A large container ship hove into view and came bruisingly close to a feeding blue whale. The Blue Whale made no effort to alter direction, judging that the ship will pass it with a few hundred feet of space. I was probably more alarmed than the whale. But animals misjudge and a collision would be fatal. It was not clear if the two whales were of the same sex, or a pair. There was no hint of what the relationship could be. I took many photographs of them tail-fluking, which I could share with Georgina Gemmell who is running Wild Blue, a photo identification project on the Blue Whales off Sri Lanka. As of December 2014, she had identified 81 unique individuals. There was no indication if the two we were watching were two individuals who had just happened to converge to being within a few feet of each other or whether there was some relationship between them.
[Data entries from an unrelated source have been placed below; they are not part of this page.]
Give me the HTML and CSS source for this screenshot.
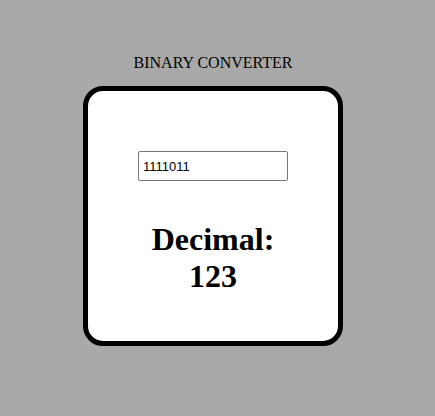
FILE: index.html
```html
<!DOCTYPE html>
<html>
<head>
<meta charset="utf-8">
<link rel="stylesheet" href="styles.css">
</head>
<body>
<div class="page">
  <div class="title">BINARY CONVERTER</div>
  <div class="card">
    <input class="binary" type="text" value="1111011">
    <h1 class="result">Decimal:<br>123</h1>
  </div>
</div>
</body>
</html>
```
FILE: styles.css
```css
html, body {
  margin: 0;
  padding: 0;
  background: #a9a9a9;
  font-family: "Liberation Serif", "Times New Roman", serif;
}
.page {
  width: 426px;
  display: flex;
  flex-direction: column;
  align-items: center;
  padding-top: 54px;
}
.title {
  font-size: 16px;
  line-height: 18px;
  color: #000;
}
.card {
  margin-top: 14px;
  box-sizing: border-box;
  width: 260px;
  height: 260px;
  border: 5px solid #000;
  border-radius: 20px;
  background: #fff;
  display: flex;
  flex-direction: column;
  align-items: center;
  padding-top: 60px;
}
.binary {
  box-sizing: border-box;
  width: 150px;
  height: 30px;
  border: 1px solid #767676;
  border-radius: 2px;
  padding: 1px 4px;
  font-family: "Liberation Sans", Arial, sans-serif;
  font-size: 13px;
  color: #000;
  background: #fff;
}
.result {
  margin: 40px 0 0;
  font-size: 32px;
  line-height: 37px;
  font-weight: bold;
  text-align: center;
}
```
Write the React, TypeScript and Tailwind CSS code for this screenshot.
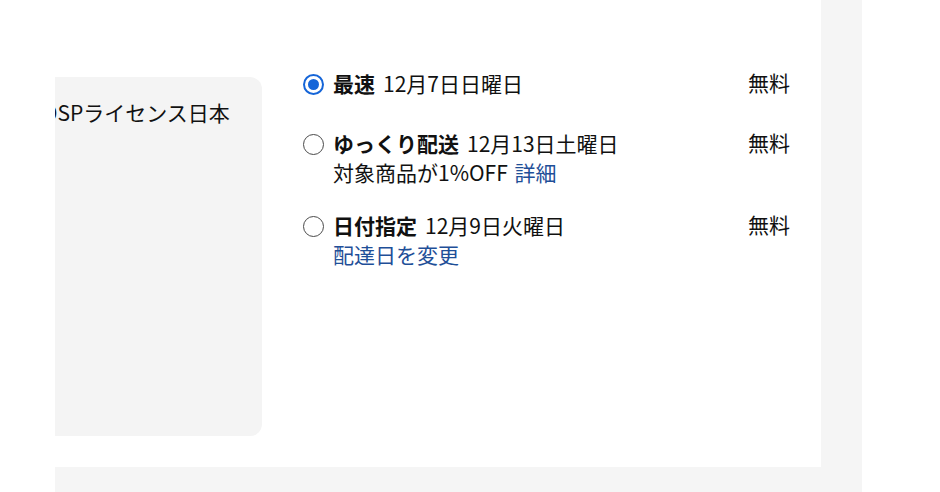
import React from "react";

const font = { fontFamily: '"Noto Sans CJK JP", "Noto Sans", sans-serif' };

function Radio({ checked }: { checked?: boolean }) {
  return checked ? (
    <div className="mt-[5px] w-[21px] h-[21px] shrink-0 rounded-full border-2 border-[#1565d8] flex items-center justify-center bg-white">
      <div className="w-[11px] h-[11px] rounded-full bg-[#1565d8]" />
    </div>
  ) : (
    <div className="mt-[5px] w-[21px] h-[21px] shrink-0 rounded-full border-[1.5px] border-[#4a4a4a] bg-white" />
  );
}

function Row({
  checked,
  title,
  date,
  sub,
  className,
}: {
  checked?: boolean;
  title: string;
  date: string;
  sub?: React.ReactNode;
  className?: string;
}) {
  return (
    <div className={"flex items-start " + (className ?? "")}>
      <Radio checked={checked} />
      <div className="ml-[9px] flex-1 leading-[29px]">
        <div className="whitespace-nowrap">
          <span className="font-bold">{title}</span>
          <span className="ml-[8px]">{date}</span>
        </div>
        {sub && <div className="whitespace-nowrap">{sub}</div>}
      </div>
      <div className="leading-[29px] -mt-[1px]">無料</div>
    </div>
  );
}

export default function App() {
  return (
    <div className="w-[940px] h-[492px] bg-white flex overflow-hidden text-[21px] text-[#111111]" style={font}>
      <div className="w-[55px] shrink-0" />
      <div className="w-[807px] shrink-0 h-[492px] bg-[#f5f5f5]">
        <div className="w-[766px] h-[467px] bg-white flex">
          <div className="w-[207px] shrink-0 mt-[77px] h-[359px] bg-[#f4f4f4] rounded-r-[12px] overflow-hidden">
            <div className="mt-[21px] -ml-[12px] whitespace-nowrap leading-[29px]">DSPライセンス日本</div>
          </div>
          <div className="ml-[41px] flex-1 pr-[31px] pt-[69px]">
            <Row checked title="最速" date="12月7日日曜日" />
            <Row
              className="mt-[31px]"
              title="ゆっくり配送"
              date="12月13日土曜日"
              sub={
                <>
                  対象商品が1%OFF <span className="ml-[2px] text-[#1f4f98]">詳細</span>
                </>
              }
            />
            <Row
              className="mt-[24px]"
              title="日付指定"
              date="12月9日火曜日"
              sub={<span className="text-[#1f4f98]">配達日を変更</span>}
            />
          </div>
        </div>
      </div>
    </div>
  );
}
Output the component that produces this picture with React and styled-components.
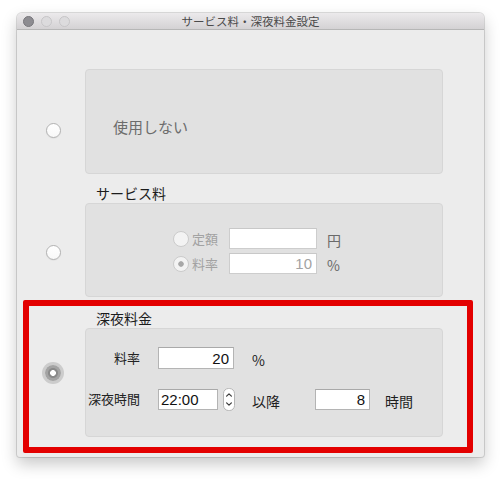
import React from 'react';
import styled, { createGlobalStyle } from 'styled-components';

const Global = createGlobalStyle`
  html, body { margin: 0; padding: 0; background: #ffffff; }
  body { font-family: "Noto Sans CJK JP", "Liberation Sans", sans-serif; }
  *, *::before, *::after { box-sizing: border-box; }
`;

const Stage = styled.div`
  width: 501px;
  height: 479px;
  padding: 13px 0 0 17px;
  overflow: hidden;
`;

const Window = styled.div`
  width: 467px;
  height: 444px;
  background: #ececec;
  border-radius: 5px 5px 3px 3px;
  box-shadow: 0 0 0 1px rgba(0, 0, 0, 0.13), 0 7px 16px rgba(0, 0, 0, 0.22);
  display: flex;
  flex-direction: column;
  overflow: hidden;
`;

const TitleBar = styled.div`
  flex: none;
  height: 17px;
  display: grid;
  grid-template-columns: 1fr auto 1fr;
  align-items: center;
  background: linear-gradient(#eceaec, #d4d2d4);
  border-bottom: 1px solid #b6b6b6;
`;

const Lights = styled.div`
  display: flex;
  gap: 7px;
  padding-left: 6px;
`;

const Light = styled.span`
  width: 11px;
  height: 11px;
  border-radius: 50%;
  background: ${p => (p.$active ? '#8d8c91' : '#dcdbdd')};
  border: 1px solid ${p => (p.$active ? '#77767b' : '#c6c5c7')};
`;

const Title = styled.div`
  font-size: 11.5px;
  line-height: 16px;
  color: #4a4a4a;
`;

const Content = styled.div`
  flex: 1;
  display: flex;
  flex-direction: column;
`;

const Section = styled.section`
  margin: ${p => p.$top}px 11px 0 6px;
  border-style: solid;
  border-color: ${p => (p.$highlight ? '#e30000' : 'transparent')};
  border-width: ${p => (p.$highlight ? '6px' : '0 6px')};
  border-radius: 2px;
  padding: ${p => (p.$highlight ? '3px 0 10px' : '0')};
  display: grid;
  grid-template-columns: 48px 358px;
  grid-template-areas:
    ". title"
    "radio panel";
  column-gap: 8px;
`;

const SectionTitle = styled.div`
  grid-area: title;
  font-size: 14px;
  line-height: 19px;
  color: #1c1c1c;
  padding-left: 11px;
`;

const RadioSlot = styled.div`
  grid-area: radio;
  justify-self: center;
  align-self: start;
  margin-top: ${p => p.$offset}px;
`;

const Radio = styled.span`
  display: block;
  width: 15px;
  height: 15px;
  border-radius: 50%;
  background: linear-gradient(#ffffff, #f8f8f8);
  border: 1px solid #b2b2b2;
  box-shadow: 0 0.5px 1px rgba(0, 0, 0, 0.08);
`;

const RadioOn = styled.span`
  display: block;
  width: 16px;
  height: 16px;
  border-radius: 50%;
  background: radial-gradient(circle, #ffffff 0 2.6px, #8a8a8a 3.2px 4.6px, #a3a3a3 5.4px);
  box-shadow: 0 0 0 3px #cccccc;
`;

const Panel = styled.div`
  grid-area: panel;
  height: ${p => p.$height}px;
  background: #e1e1e1;
  border: 1px solid #d6d6d6;
  border-radius: 4px;
`;

const NoUseText = styled.div`
  padding: 46px 0 0 27px;
  font-size: 15px;
  line-height: 22px;
  color: #6c6c6c;
`;

const ServiceGrid = styled.div`
  display: grid;
  grid-template-columns: 56px 88px auto;
  grid-auto-rows: 21px;
  row-gap: 4px;
  padding: 24px 0 0 87px;
  align-items: center;
`;

const Option = styled.label`
  display: flex;
  align-items: center;
  gap: 3px;
  font-size: 13px;
  line-height: 16px;
  color: #a2a2a2;
`;

const SmallRadio = styled.span`
  flex: none;
  width: 16px;
  height: 16px;
  border-radius: 50%;
  border: 1px solid #cbcbcb;
  background: ${p =>
    p.$checked
      ? 'radial-gradient(circle, #a8a8a8 0 2.4px, #f3f3f3 3.1px)'
      : '#f3f3f3'};
`;

const Field = styled.input`
  display: block;
  width: ${p => p.$w}px;
  height: ${p => p.$h || 21}px;
  margin: 0;
  background: #ffffff;
  border: 1px solid ${p => (p.$muted ? '#cdcdcd' : '#b4b4b4')};
  border-top-color: ${p => (p.$muted ? '#c8c8c8' : '#a9a9a9')};
  border-radius: 0;
  outline: none;
  font-family: "Liberation Sans", "Noto Sans CJK JP", sans-serif;
  font-size: 15px;
  color: ${p => (p.$muted ? '#a3a3a3' : '#111111')};
  text-align: ${p => (p.$left ? 'left' : 'right')};
  padding: 0 ${p => (p.$left ? 3 : 4)}px 0 ${p => (p.$left ? 2 : 4)}px;
`;

const Unit = styled.span`
  margin-left: ${p => p.$shift || 0}px;
  padding-top: 3px;
  font-size: 14px;
  line-height: 18px;
  color: ${p => (p.$muted ? '#6a6a6a' : '#1e1e1e')};
`;

const NightGrid = styled.div`
  display: grid;
  grid-template-columns: 54px 76px 45px 55px auto;
  grid-template-rows: 22px 22px;
  column-gap: 18px;
  row-gap: 19px;
  padding-top: 18px;
  align-items: center;
`;

const FieldLabel = styled.span`
  justify-self: end;
  font-size: 13px;
  line-height: 18px;
  color: #222222;
`;

const TimeBox = styled.div`
  display: flex;
  align-items: center;
  gap: 5px;
`;

const Stepper = styled.svg`
  display: block;
  flex: none;
`;

const Spacer = styled.span``;

export default function App() {
  return (
    <>
      <Global />
      <Stage>
        <Window>
          <TitleBar>
            <Lights>
              <Light $active />
              <Light />
              <Light />
            </Lights>
            <Title>サービス料・深夜料金設定</Title>
            <Spacer />
          </TitleBar>
          <Content>
            <Section $top={39}>
              <RadioSlot $offset={54}>
                <Radio />
              </RadioSlot>
              <Panel $height={105}>
                <NoUseText>使用しない</NoUseText>
              </Panel>
            </Section>

            <Section $top={10}>
              <SectionTitle>サービス料</SectionTitle>
              <RadioSlot $offset={42}>
                <Radio />
              </RadioSlot>
              <Panel $height={94}>
                <ServiceGrid>
                  <Option>
                    <SmallRadio />
                    定額
                  </Option>
                  <Field $w={88} $muted readOnly defaultValue="" />
                  <Unit $shift={10} $muted>円</Unit>
                  <Option>
                    <SmallRadio $checked />
                    料率
                  </Option>
                  <Field $w={88} $muted readOnly defaultValue="10" />
                  <Unit $shift={10} $muted>%</Unit>
                </ServiceGrid>
              </Panel>
            </Section>

            <Section $top={3} $highlight>
              <SectionTitle>深夜料金</SectionTitle>
              <RadioSlot $offset={37}>
                <RadioOn />
              </RadioSlot>
              <Panel $height={109}>
                <NightGrid>
                  <FieldLabel>料率</FieldLabel>
                  <Field $w={76} $h={22} readOnly defaultValue="20" />
                  <Unit>%</Unit>
                  <Spacer />
                  <Spacer />

                  <FieldLabel>深夜時間</FieldLabel>
                  <TimeBox>
                    <Field $w={60} $left readOnly defaultValue="22:00" />
                    <Stepper width="12" height="23" viewBox="0 0 12 23">
                      <rect x="0.5" y="0.5" width="11" height="22" rx="5" fill="#ffffff" stroke="#b5b5b5" />
                      <path d="M3.6 8.2 L6 5.8 L8.4 8.2" fill="none" stroke="#3a3a3a" strokeWidth="1.2" strokeLinecap="round" strokeLinejoin="round" />
                      <path d="M3.6 14.8 L6 17.2 L8.4 14.8" fill="none" stroke="#3a3a3a" strokeWidth="1.2" strokeLinecap="round" strokeLinejoin="round" />
                    </Stepper>
                  </TimeBox>
                  <Unit>以降</Unit>
                  <Field $w={55} readOnly defaultValue="8" />
                  <Unit $shift={-3}>時間</Unit>
                </NightGrid>
              </Panel>
            </Section>
          </Content>
        </Window>
      </Stage>
    </>
  );
}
In the absence of any special behaviour, which I would like to record, there was no reason to suggest that the boat stayed out any longer, as the passengers had a wonderful morning of whale watching. So, we agreed to turn back leaving the whales feeding in the shipping lane, their future now inextricably tied with the expansion of a dominant species, which now pollutes their world with sound and toxins.
As we headed back to the harbour, I saw some white terns (a kind of seabird) flying around a fishing boat. There were, also a pair of brown terns in the air. I asked the boat to divert whilst most passengers dozed off. I took some very close photographs of a pair of Brown Noddies, a scarce pelagic visitor to Sri Lankan waters, which very few birders have seen.
Good things come to those who look. When was the last time you saw a Red Car?